Today, I fell down while playing basketball and I bled.  Twisted a bit of my ankle and I thought that was about it. I didn’t realised that my knees were bleeding until I got home. I didn’t feel pain… I didn’t see that coming… Why? 

Pain… There’s so much meaning to it; physically and mentally. But I guess pain, like all the other emotions, make us human. It reminds us that we are alive and kicking. All these emotions are just another way to let us feel that things are real; the pain is real. And the fact that I didn’t feel anything.. Does it mean that I grew numb to it? I’m feeling so much pain that.. I just can’t take in anymore? They say that there is only so much our bodies can take but I hate to think that I am at my limit.

Letting it go shouldn’t be this hard and you made me run around trying to find my answer all these months. I know that it is not possible between us anymore… but I cannot help but to think of the what ifs”I hate myself so much for being so weak while you can be happy and get on with your life.

It is not fair to me when you can distract yourself with so much things happening around you while I can’t. It is not fair that I did not have a choice when you chose to break up with me. It is not fair that when we broke up, I took everything; every good memories, every pictures, every songs, every cafe trips, every movies etc with me. And all you got, you just left it there and brought the bad ones with you. It is not fair that you got over me so easily like I was nothing to you and here I am, still thinking that you are still my everything. 

Someone asked me once if you ever choose to come to me what will be my answer. If everyone knows me better, I would have said no because I don’t believe in second chances; I don’t believe in getting hurt the second time. But I hesitated. In the end, my answer was: “In a heartbeat, I will take her back.” Fool me once shame on you. Fool me twice then I am the fool. I was willing to be the fool. I was willing to give up on everything. 

Just to be with you again, but I guess you will just have to be the one that got away.

What makes life valuable is that it doesn’t last forever. What makes it precious is that it ends.

-Its my favorite “The Amazing Spiderman” quote.

Realisation

“Do you believe in Fate?”

In the sea of thoughts, I finally realised that I was just a coward and I needed something like this to remind me that I am actually not that bad of a person. And that she was the one that lost me, not the other way round. I’m glad that she is happy with her current life and of course, I wish her all the best in her future.

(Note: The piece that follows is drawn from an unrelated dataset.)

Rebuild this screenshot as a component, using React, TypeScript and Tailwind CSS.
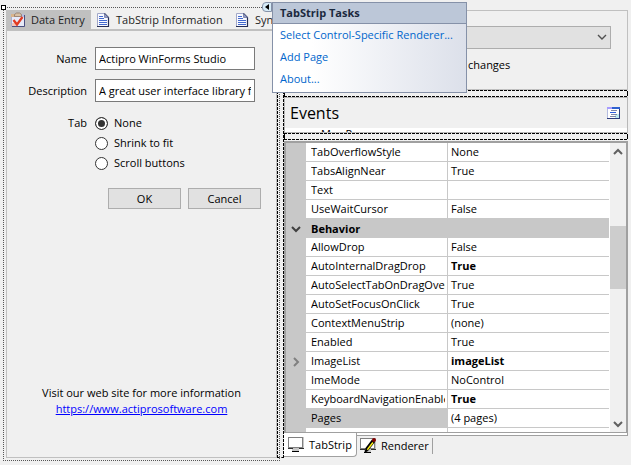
import React from 'react';

type Row = { name: string; value?: string; bold?: boolean; category?: boolean; child?: boolean; selected?: boolean };

const rows: Row[] = [
  { name: 'TabOverflowStyle', value: 'None' },
  { name: 'TabsAlignNear', value: 'True' },
  { name: 'Text', value: '' },
  { name: 'UseWaitCursor', value: 'False' },
  { name: 'Behavior', category: true },
  { name: 'AllowDrop', value: 'False' },
  { name: 'AutoInternalDragDrop', value: 'True', bold: true },
  { name: 'AutoSelectTabOnDragOver', value: 'True' },
  { name: 'AutoSetFocusOnClick', value: 'True' },
  { name: 'ContextMenuStrip', value: '(none)' },
  { name: 'Enabled', value: 'True' },
  { name: 'ImageList', value: 'imageList', bold: true, child: true },
  { name: 'ImeMode', value: 'NoControl' },
  { name: 'KeyboardNavigationEnabled', value: 'True', bold: true },
  { name: 'Pages', value: '(4 pages)', selected: true },
  { name: 'PageValidationEnabled', value: 'False' },
];

function ClipboardIcon() {
  return (
    <svg width="14" height="16" viewBox="0 0 14 16" className="shrink-0" aria-hidden="true">
      <path d="M1 3h12v11H1z" fill="#e6e9f8" />
      <path d="M.5 3.500v11" stroke="#a9aed0" />
      <path d="M1 14.500h12.500V3" fill="none" stroke="#4a4f80" />
      <path d="M0 2h4v3H0z" fill="#d9b48c" />
      <path d="M10 2h3v3h-3z" fill="#b7bde0" />
      <path d="M3.500 4.500V2.500L5.500 1h3l2 1.500v2z" fill="#d8c0a4" stroke="#8c7464" strokeWidth=".8" />
      <path d="M1 11h5v3H1z" fill="#f3c4b8" />
      <path d="M2.500 8l3.500 4.500L11.500 5" fill="none" stroke="#e23a22" strokeWidth="2.300" />
    </svg>
  );
}

function DocIcon() {
  return (
    <svg width="14" height="16" viewBox="0 0 14 16" className="shrink-0" aria-hidden="true">
      <path d="M1.500 1.500h7l4 4v9h-11z" fill="#f8f9ff" />
      <path d="M1.500 14V1.500H9" fill="none" stroke="#a2a8c8" />
      <path d="M1 14.500h11.500V5.500L8.500 1.500" fill="none" stroke="#252d55" strokeWidth="1.200" />
      <path d="M8.500 1.500v4h4z" fill="#8f98c4" stroke="#5b648f" strokeWidth=".6" />
      <path d="M3 4.500h4M3 6.500h5M3 8.500h8M3 10.500h8M3 12.500h8" stroke="#4369cf" />
    </svg>
  );
}

function TabIcon({ pen }: { pen?: boolean }) {
  return (
    <svg width="16" height="16" viewBox="0 0 16 16" className="shrink-0" aria-hidden="true">
      <g shapeRendering="crispEdges">
        <path d="M0 0h16v12h-5v3H4v-3H0z" fill="#c8c8c8" />
        <path d="M.500 .500h14v10H.500z" fill="#fff" stroke="#808080" />
        <path d="M0 11.500h5M11 11.500h5" stroke="#303030" />
        <path d="M4 14.500h7" stroke="#000" />
      </g>
      {pen && (
        <>
          <path d="M4.500 15l1-5L12 1.500l3 2.500-7 9z" fill="#000" />
          <path d="M6.800 11.200L12.300 4l1.200 1-5.600 7.300z" fill="#fff01a" />
          <circle cx="14" cy="2" r="2" fill="#800000" />
        </>
      )}
    </svg>
  );
}

function EventsIcon() {
  return (
    <svg width="13" height="12" viewBox="0 0 13 12" shapeRendering="crispEdges" aria-hidden="true">
      <path d="M0 0h13v12H0z" fill="#2c3c7c" />
      <path d="M0 0h12v11H0z" fill="#b4bce0" />
      <path d="M1 2h11v9H1z" fill="#fff" />
      <path d="M8 7h4v4H8z" fill="#bfe8f0" />
      <path d="M0 0h5v2H0z" fill="#a79cff" />
      <path d="M5 0h8v2H5z" fill="#2e62d0" />
      <path d="M4 3.500h6M4 7.500h6M3 9.500h6" stroke="#8088a8" />
      <path d="M3 5.500h6" stroke="#2e5fe0" />
    </svg>
  );
}

function Chevron({ className, d, thin }: { className: string; d: string; thin?: boolean }) {
  return (
    <svg width="10" height="10" viewBox="0 0 10 10" className={className} fill="none" stroke="currentColor" strokeWidth={thin ? 1.4 : 2} aria-hidden="true">
      <path d={d} />
    </svg>
  );
}

function SplitterBar() {
  return (
    <div className="flex h-[7px] shrink-0 flex-col justify-between">
      <div className="h-px bg-[repeating-linear-gradient(90deg,#000_0_3px,transparent_3px_4px)]" />
      <div className="flex flex-1 justify-between">
        <div className="w-px bg-black" />
        <div className="w-px bg-black" />
      </div>
      <div className="h-px bg-[repeating-linear-gradient(90deg,#000_0_3px,transparent_3px_4px)]" />
    </div>
  );
}

function FormDesigner() {
  return (
    <section className="relative my-[7px] mb-1 ml-[3px] flex w-[277px] shrink-0 border border-dotted border-[#555] p-[2px]">
      <span className="absolute -left-[3px] -top-[3px] size-[5px] border border-black bg-white" />
      <div className="flex min-w-0 flex-1 flex-col">
        <div role="tablist" className="flex h-[19px] shrink-0 overflow-hidden whitespace-nowrap text-[#1e1e1e]">
          <button role="tab" aria-selected="true" className="flex w-[85px] shrink-0 items-center gap-[6px] bg-[#c0c0c0] pl-[5px]">
            <ClipboardIcon />
            Data Entry
          </button>
          <button role="tab" aria-selected="false" className="flex w-[139px] shrink-0 items-center gap-[6px] pl-[5px]">
            <DocIcon />
            TabStrip Information
          </button>
          <button role="tab" aria-selected="false" className="flex shrink-0 items-center gap-[6px] pl-[5px]">
            <DocIcon />
            Syn
          </button>
        </div>
        <form className="flex flex-1 flex-col border border-t-2 border-[#c0c0c0] px-[15px]" onSubmit={(e) => e.preventDefault()}>
          <div className="mt-4 grid grid-cols-[65px_160px] items-center gap-x-2 gap-y-[9px]">
            <label htmlFor="name" className="text-right">Name</label>
            <input id="name" defaultValue="Actipro WinForms Studio" className="h-[23px] border border-[#7a7a7a] bg-white px-[3px]" />
            <label htmlFor="desc" className="text-right">Description</label>
            <input id="desc" defaultValue="A great user interface library for WinForms" className="h-[23px] border border-[#7a7a7a] bg-white px-[3px]" />
          </div>
          <div role="radiogroup" aria-labelledby="tab-label" className="mt-[11px] grid grid-cols-[65px_160px] gap-x-2">
            <span id="tab-label" className="text-right leading-5">Tab</span>
            <div>
              {['None', 'Shrink to fit', 'Scroll buttons'].map((t, i) => (
                <label key={t} className="flex h-5 items-center gap-[6px]">
                  <input
                    type="radio"
                    name="tab"
                    defaultChecked={i === 0}
                    className="size-[13px] appearance-none rounded-full border border-[#333] bg-white checked:bg-[#333] checked:shadow-[inset_0_0_0_2px_white]"
                  />
                  {t}
                </label>
              ))}
            </div>
          </div>
          <div className="mt-[15px] flex justify-end gap-[7px]">
            <button className="h-[21px] w-[73px] border border-[#adadad] bg-[#e1e1e1]">OK</button>
            <button className="h-[21px] w-[73px] border border-[#adadad] bg-[#e1e1e1]">Cancel</button>
          </div>
          <div className="mt-auto pb-10 text-center">
            <p>Visit our web site for more information</p>
            <a href="https://www.actiprosoftware.com" className="text-[#0000ff] underline">https://www.actiprosoftware.com</a>
          </div>
        </form>
      </div>
    </section>
  );
}

function PropertyGrid() {
  return (
    <div className="flex min-h-0 flex-1 overflow-hidden border-2 border-b border-[#a0a0a0] bg-white">
      <div className="min-w-0 flex-1 overflow-hidden">
        <table className="w-full table-fixed border-separate border-spacing-0">
          <colgroup>
            <col className="w-5" />
            <col className="w-[142px]" />
            <col />
          </colgroup>
          <tbody>
            {rows.map((r) =>
              r.category ? (
                <tr key={r.name} className="h-[19px] bg-[#c8c8c8]">
                  <td className="p-0"><Chevron className="ml-[5px] text-[#404040]" d="M1 3l4 4 4-4" /></td>
                  <th colSpan={2} className="p-0 pl-[5px] text-left font-bold leading-[18px]">{r.name}</th>
                </tr>
              ) : (
                <tr key={r.name} className="h-[19px]">
                  <td className="bg-[#c8c8c8] p-0">
                    {r.child && <Chevron className="ml-[5px] text-[#808080]" d="M3 1l4 4-4 4" />}
                  </td>
                  <th className={`border-b border-r border-[#c8c8c8] p-0 pl-[5px] pr-[2px] text-left font-normal leading-[18px] ${r.selected ? 'bg-[#c8c8c8]' : ''}`}>
                    <div className="h-[18px] overflow-hidden whitespace-nowrap">{r.name}</div>
                  </th>
                  <td className={`whitespace-nowrap border-b border-[#c8c8c8] p-0 pl-[3px] leading-[18px] ${r.bold ? 'font-bold' : ''}`}>{r.value}</td>
                </tr>
              ),
            )}
          </tbody>
        </table>
      </div>
      <div className="ml-px flex w-4 shrink-0 flex-col items-center bg-[#f0f0f0] text-[#606060]">
        <Chevron className="mt-1" d="M1 7l4-4 4 4" />
        <div className="mt-[69px] h-[63px] w-full bg-[#cdcdcd]" />
        <Chevron className="mb-[3px] mt-auto" d="M1 3l4 4 4-4" />
      </div>
    </div>
  );
}

function PropertiesPane() {
  return (
    <section className="mr-[3px] flex min-w-0 flex-1 flex-col pb-2 pt-[10px]">
      <div className="h-20 shrink-0 border border-[#c0c0c0] px-4 pt-[15px]">
        <div className="relative">
          <select aria-label="Renderer" className="block h-[23px] w-full appearance-none border border-[#adadad] bg-[#e1e1e1]" />
          <Chevron className="pointer-events-none absolute right-1 top-[6px] text-[#505050]" d="M1 3l4 4 4-4" thin />
        </div>
        <p className="mt-2 pl-[167px]">changes</p>
      </div>
      <SplitterBar />
      <div className="flex h-9 shrink-0 flex-col border border-[#b8b8b8] bg-white">
        <header className="flex h-[30px] shrink-0 items-center justify-between bg-[#f0f0f0] pl-[5px] pr-[7px]">
          <h2 className="text-base">Events</h2>
          <button aria-label="Show event list"><EventsIcon /></button>
        </header>
        <div className="overflow-hidden pl-9 leading-3">Max P</div>
      </div>
      <SplitterBar />
      <div className="mt-px flex min-h-0 flex-1 flex-col">
        <PropertyGrid />
        <div className="flex h-6 shrink-0">
          <button className="flex w-[73px] items-center gap-[5px] rounded-br border-b border-r border-[#a0a0a0] bg-white pl-1">
            <TabIcon />
            TabStrip
          </button>
          <div className="flex flex-1 flex-col">
            <div className="h-[3px] border-b border-r border-[#a0a0a0] bg-white" />
            <button className="mt-[2px] flex h-4 w-[76px] items-center gap-[5px] border-r border-[#a0a0a0] pl-[3px]">
              <TabIcon pen />
              Renderer
            </button>
          </div>
        </div>
      </div>
    </section>
  );
}

function TasksPopup() {
  return (
    <div className="absolute left-[262px] top-[2px] flex items-start">
      <button aria-label="Tasks" className="flex size-[10px] items-center justify-center rounded-l-sm border border-[#8591a8] bg-[#d6ebf7]">
        <svg width="4" height="6" viewBox="0 0 4 6" aria-hidden="true"><path d="M4 0v6L0 3z" fill="#000" /></svg>
      </button>
      <div className="w-[195px] border border-[#8591a8] bg-linear-to-r from-white from-20% to-[#dce0ea]">
        <h3 className="h-[21px] border-b border-[#8591a8] bg-[#bcc7d8] pl-[7px] font-bold leading-5 text-[#1b293e]">TabStrip Tasks</h3>
        <ul className="pb-[2px] pl-[7px] text-[#0066cc]">
          {['Select Control-Specific Renderer...', 'Add Page', 'About...'].map((t) => (
            <li key={t} className="h-[22px] whitespace-nowrap leading-[22px]"><a href="#">{t}</a></li>
          ))}
        </ul>
      </div>
    </div>
  );
}

export default function App() {
  return (
    <main className="relative flex h-screen min-h-[300px] overflow-hidden bg-[#f0f0f0] font-['Open_Sans','Noto_Sans',sans-serif] text-[11px] leading-4 text-black">
      <FormDesigner />
      <div className="relative -ml-[3px] mb-[7px] mt-[7px] flex w-[7px] shrink-0 justify-between border-b border-dashed border-black">
        <div className="w-px bg-[repeating-linear-gradient(180deg,#000_0_3px,transparent_3px_4px)]" />
        <div className="w-px bg-[repeating-linear-gradient(180deg,#000_0_3px,transparent_3px_4px)]" />
      </div>
      <PropertiesPane />
      <TasksPopup />
    </main>
  );
}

Yesterday, I was vulnerable, I was not in the right state of mind and I tried to turn back to what I thought was mine. To my relief, I failed horribly and then I woke up from my supposing nightmare; the one I thrown myself into. She wasn’t the one. Simply because… She doesn’t believe that I am good enough anymore… It makes me wonder if there was ever a moment when she loved me. But whatever~ Hahaha. This is not me admitting that I lost but its the exact opposite. Because when I find the one, I am going to be all that she is looking for and to me, she will be everything I love.

So back to my question of the day…

“Do you believe in fate?”

I don’t believe in fate. But I believe that everything that happens will find its way for it to happen. The universe drops hints and let us experience just so we can grow and everyday is a lesson. Just like this… every single moment and feeling is an experience; a lesson. I won’t regret meeting you and having all these long conversations and just making me smile day in day out. I will remember and bring it with me now along my journey. Thanks for all the kind words you said to me and i wish you well with your journey; as you too deserves to find someone who can love you for you.

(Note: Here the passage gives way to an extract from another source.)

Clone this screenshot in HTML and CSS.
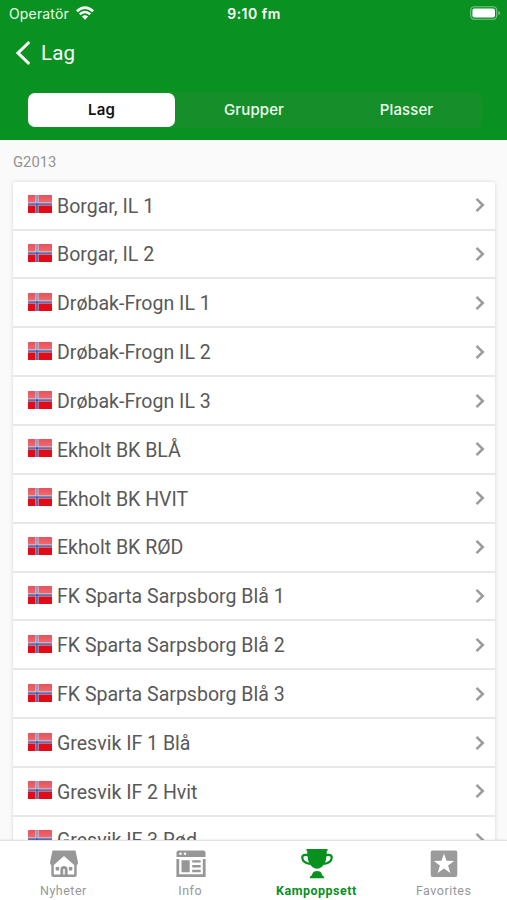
FILE: index.html
```html
<!DOCTYPE html>
<html lang="nb">
<head>
<meta charset="utf-8">
<meta name="viewport" content="width=device-width, initial-scale=1">
<title>Lag</title>
<link rel="stylesheet" href="styles.css">
</head>
<body>
<svg class="defs" aria-hidden="true">
  <defs>
    <linearGradient id="shine" x1="0" y1="0" x2="0" y2="1">
      <stop offset="0" stop-color="#fff" stop-opacity=".28"/>
      <stop offset="1" stop-color="#fff" stop-opacity=".4"/>
    </linearGradient>
    <symbol id="flag" viewBox="0 0 24 18">
      <rect width="24" height="18" rx=".6" fill="#e00d18"/>
      <path d="M0 9H24M9 0V18" stroke="#c3c6e0" stroke-width="3"/>
      <path d="M0 9H24M9 0V18" stroke="#3656a6" stroke-width="1.5"/>
      <rect width="24" height="8.4" fill="url(#shine)"/>
    </symbol>
    <symbol id="chevron" viewBox="0 0 10 16">
      <path d="M1.5 1.8L7.8 8L1.5 14.2" fill="none" stroke="#9b9b9b" stroke-width="2.5"/>
    </symbol>
  </defs>
</svg>
<div class="screen">
  <header class="header">
    <div class="status">
      <div class="carrier">Operatör
        <svg class="wifi" viewBox="0 0 18 14"><g fill="none" stroke="#fff" stroke-width="2.5"><path d="M.9 5.2Q9-2 17.1 5.2"/><path d="M3.8 8.3Q9 3.8 14.2 8.3"/></g><path d="M5.9 10.5Q9 7.8 12.1 10.5L9 13.7Z" fill="#fff"/></svg>
      </div>
      <div class="time">9:10 fm</div>
      <svg class="battery" viewBox="0 0 31 14"><rect x=".7" y=".7" width="26" height="12.6" rx="3.6" fill="none" stroke="#7cc486" stroke-width="1.1"/><rect x="2.4" y="2.4" width="22.6" height="9.2" rx="2" fill="#fff"/><path d="M28.3 5v4q1.9-.5 1.9-2t-1.9-2" fill="#7cc486"/></svg>
    </div>
    <div class="title">
      <svg class="back" viewBox="0 0 16 24"><path d="M13.3 2L3 12L13.3 22" fill="none" stroke="#fff" stroke-width="3.1" stroke-linecap="round"/></svg>
      <h1>Lag</h1>
    </div>
    <nav class="segments">
      <span class="segment selected">Lag</span>
      <span class="segment">Grupper</span>
      <span class="segment">Plasser</span>
    </nav>
  </header>
  <main class="content">
    <h2>G2013</h2>
    <ul class="teams">
      <li><svg class="flag"><use href="#flag"/></svg><span>Borgar, IL 1</span><svg class="chevron"><use href="#chevron"/></svg></li>
      <li><svg class="flag"><use href="#flag"/></svg><span>Borgar, IL 2</span><svg class="chevron"><use href="#chevron"/></svg></li>
      <li><svg class="flag"><use href="#flag"/></svg><span>Drøbak-Frogn IL 1</span><svg class="chevron"><use href="#chevron"/></svg></li>
      <li><svg class="flag"><use href="#flag"/></svg><span>Drøbak-Frogn IL 2</span><svg class="chevron"><use href="#chevron"/></svg></li>
      <li><svg class="flag"><use href="#flag"/></svg><span>Drøbak-Frogn IL 3</span><svg class="chevron"><use href="#chevron"/></svg></li>
      <li><svg class="flag"><use href="#flag"/></svg><span>Ekholt BK BLÅ</span><svg class="chevron"><use href="#chevron"/></svg></li>
      <li><svg class="flag"><use href="#flag"/></svg><span>Ekholt BK HVIT</span><svg class="chevron"><use href="#chevron"/></svg></li>
      <li><svg class="flag"><use href="#flag"/></svg><span>Ekholt BK RØD</span><svg class="chevron"><use href="#chevron"/></svg></li>
      <li><svg class="flag"><use href="#flag"/></svg><span>FK Sparta Sarpsborg Blå 1</span><svg class="chevron"><use href="#chevron"/></svg></li>
      <li><svg class="flag"><use href="#flag"/></svg><span>FK Sparta Sarpsborg Blå 2</span><svg class="chevron"><use href="#chevron"/></svg></li>
      <li><svg class="flag"><use href="#flag"/></svg><span>FK Sparta Sarpsborg Blå 3</span><svg class="chevron"><use href="#chevron"/></svg></li>
      <li><svg class="flag"><use href="#flag"/></svg><span>Gresvik IF 1 Blå</span><svg class="chevron"><use href="#chevron"/></svg></li>
      <li><svg class="flag"><use href="#flag"/></svg><span>Gresvik IF 2 Hvit</span><svg class="chevron"><use href="#chevron"/></svg></li>
      <li><svg class="flag"><use href="#flag"/></svg><span>Gresvik IF 3 Rød</span><svg class="chevron"><use href="#chevron"/></svg></li>
    </ul>
  </main>
  <nav class="tabs">
    <div class="tab">
      <svg viewBox="0 0 32 32"><path d="M4.5 2.5H27.5L30 14.5Q30 17 27.5 17H4.5Q2 17 2 14.5Z" fill="#979797"/><path d="M3.3 16H28.7V27Q28.7 29 26.7 29H5.3Q3.3 29 3.3 27Z" fill="#979797"/><path d="M5.8 17L16 8L26.2 17V26.4H5.8Z" fill="#fff"/><path d="M12.4 27V21.5Q12.4 18 16 18T19.6 21.5V27H16.8V21H15.2V27Z" fill="#979797"/><path d="M7.7 19h3.4v3.4H7.7zM20.9 19h3.4v3.4h-3.4z" fill="#979797"/></svg>
      <span>Nyheter</span>
    </div>
    <div class="tab">
      <svg viewBox="0 0 32 32"><path d="M1.5 4.5Q1.5 2.5 3.5 2.5H28.5Q30.5 2.5 30.5 4.5V9H1.5Z" fill="#979797"/><circle cx="5.5" cy="5.8" r="1.2" fill="#fff"/><circle cx="10" cy="5.8" r="1.2" fill="#fff"/><path d="M2.8 11V27.6H29.2V11" fill="none" stroke="#979797" stroke-width="2.8"/><path d="M6.5 12.2h8.2v12H6.5zM17.2 12.2h8.5v2.4h-8.5zM17.2 17h8.5v2.4h-8.5zM17.2 21.8h8.5v2.4h-8.5z" fill="#979797"/></svg>
      <span>Info</span>
    </div>
    <div class="tab active">
      <svg viewBox="0 0 32 32"><path d="M5.5 1H26.5V3H25.8Q26 14.8 21 18.8Q18.6 20.8 16 20.8T11 18.8Q6 14.8 6.2 3H5.5Z" fill="#07911f"/><path d="M7.3 6.8H4.2Q1.2 6.8 1.2 9.7Q1.8 15.3 9.5 15.8M24.7 6.8H27.8Q30.8 6.8 30.8 9.7Q30.2 15.3 22.5 15.8" fill="none" stroke="#07911f" stroke-width="2.2"/><path d="M12 24.5Q12.5 23 16 22.9T20 24.5L21.4 27.5Q23.3 28.3 23.3 30.2H8.7Q8.7 28.3 10.6 27.5Z" fill="#07911f"/></svg>
      <span>Kampoppsett</span>
    </div>
    <div class="tab">
      <svg viewBox="0 0 32 32"><rect x="2.7" y="2.5" width="26.6" height="26.6" rx="2" fill="#9b9b9b"/><path d="M16 5.5L18.5 12.8L26.2 13L20.1 17.6L22.3 25L16 20.6L9.7 25L11.9 17.6L5.8 13L13.5 12.8Z" fill="#fff"/></svg>
      <span>Favorites</span>
    </div>
  </nav>
</div>
</body>
</html>
```
FILE: styles.css
```css
* { box-sizing: border-box; }
body { margin: 0; font-family: Roboto, "Liberation Sans", sans-serif; }
h1, h2, ul { margin: 0; padding: 0; font-weight: 400; }
svg { display: block; flex: none; }
.defs { position: absolute; width: 0; height: 0; }
.screen { width: 507px; height: 900px; display: flex; flex-direction: column; overflow: hidden; background: #fafafa; }
.header { height: 140px; flex: none; background: #099222; color: #fff; }
.status { height: 28px; padding: 0 6px 0 9px; display: grid; grid-template-columns: 1fr auto 1fr; align-items: center; font: 14px/28px Inter, sans-serif; color: #e9ffe9; }
.carrier { display: flex; align-items: center; gap: 7px; letter-spacing: 0.15px; }
.wifi { width: 18px; height: 14px; margin-top: -2px; }
.time { font-weight: 600; letter-spacing: 0.5px; margin-right: 2px; color: #fff; }
.battery { width: 31px; height: 14px; justify-self: end; margin-top: -2px; }
.title { height: 49px; padding-left: 15px; display: flex; align-items: center; gap: 10px; }
.back { width: 16px; height: 24px; }
.title h1 { font-size: 20.5px; line-height: 28px; letter-spacing: 0.2px; }
.segments { height: 36px; margin: 15px 25px 0 27px; padding: 1px; display: grid; grid-template-columns: repeat(3, 1fr); border-radius: 8px; background: #168f2b; font: 500 15px/34px Inter, sans-serif; text-align: center; color: #effff0; }
.segment { height: 34px; padding-right: 1px; border-radius: 7px; letter-spacing: 0.1px; }
.segment:last-child { padding: 0 0 0 2px; }
.selected { margin-right: 4px; background: #fff; color: #111; font-weight: 600; padding: 0; }
.content { flex: 1; min-height: 0; overflow: hidden; padding: 0 12px 0 13px; }
h2 { height: 41.8px; padding-top: 2px; font-size: 14.8px; line-height: 41px; color: #929292; }
.teams { list-style: none; background: #fff; border-radius: 3px; box-shadow: 0 0 4px #00000026; }
.teams li { height: 48.85px; padding: 0 10px 0 15px; display: flex; align-items: center; border-bottom: 2px solid #e8e8e8; color: #595959; font-size: 19.55px; line-height: 24px; }
.teams span { flex: 1; margin: 2.6px 0 0 5px; }
.flag { width: 24px; height: 18px; margin-top: -2px; }
.chevron { width: 10px; height: 16px; }
.tabs { height: 60px; flex: none; display: grid; grid-template-columns: repeat(4, 1fr); background: #fff; border-top: 1px solid #e2e2e2; box-shadow: 0 0 2px #0002; position: relative; }
.tab { display: flex; flex-direction: column; align-items: center; padding: 7px 0 0 1px; color: #979797; font-size: 12.5px; line-height: 16px; letter-spacing: 0.5px; }
.tab svg { width: 32px; height: 32px; }
.tab span { margin: 3px 1px 0 0; }
.active { padding-left: 0; color: #07911f; font-weight: 700; }
```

The kindest words I ever heard was said by this wonderful stranger. She said that I am one of the most kind and wonderful person that she ever had the pleasure to talk to. And that guys like me are near to extinction. But… there are still someone out there for you too. Cause I still believe that there is someone out there for everyone… You just have to never stop looking until you find him/her.

Find someone who is proud to say that you’re theirs. Find someone who thinks that you’re always going to be enough and all that they have been looking for. Find someone that loves all the quirks and every curve of you. Fall in love every single passing day and just by staring into their eyes, you know that you are everything that they have been looking for.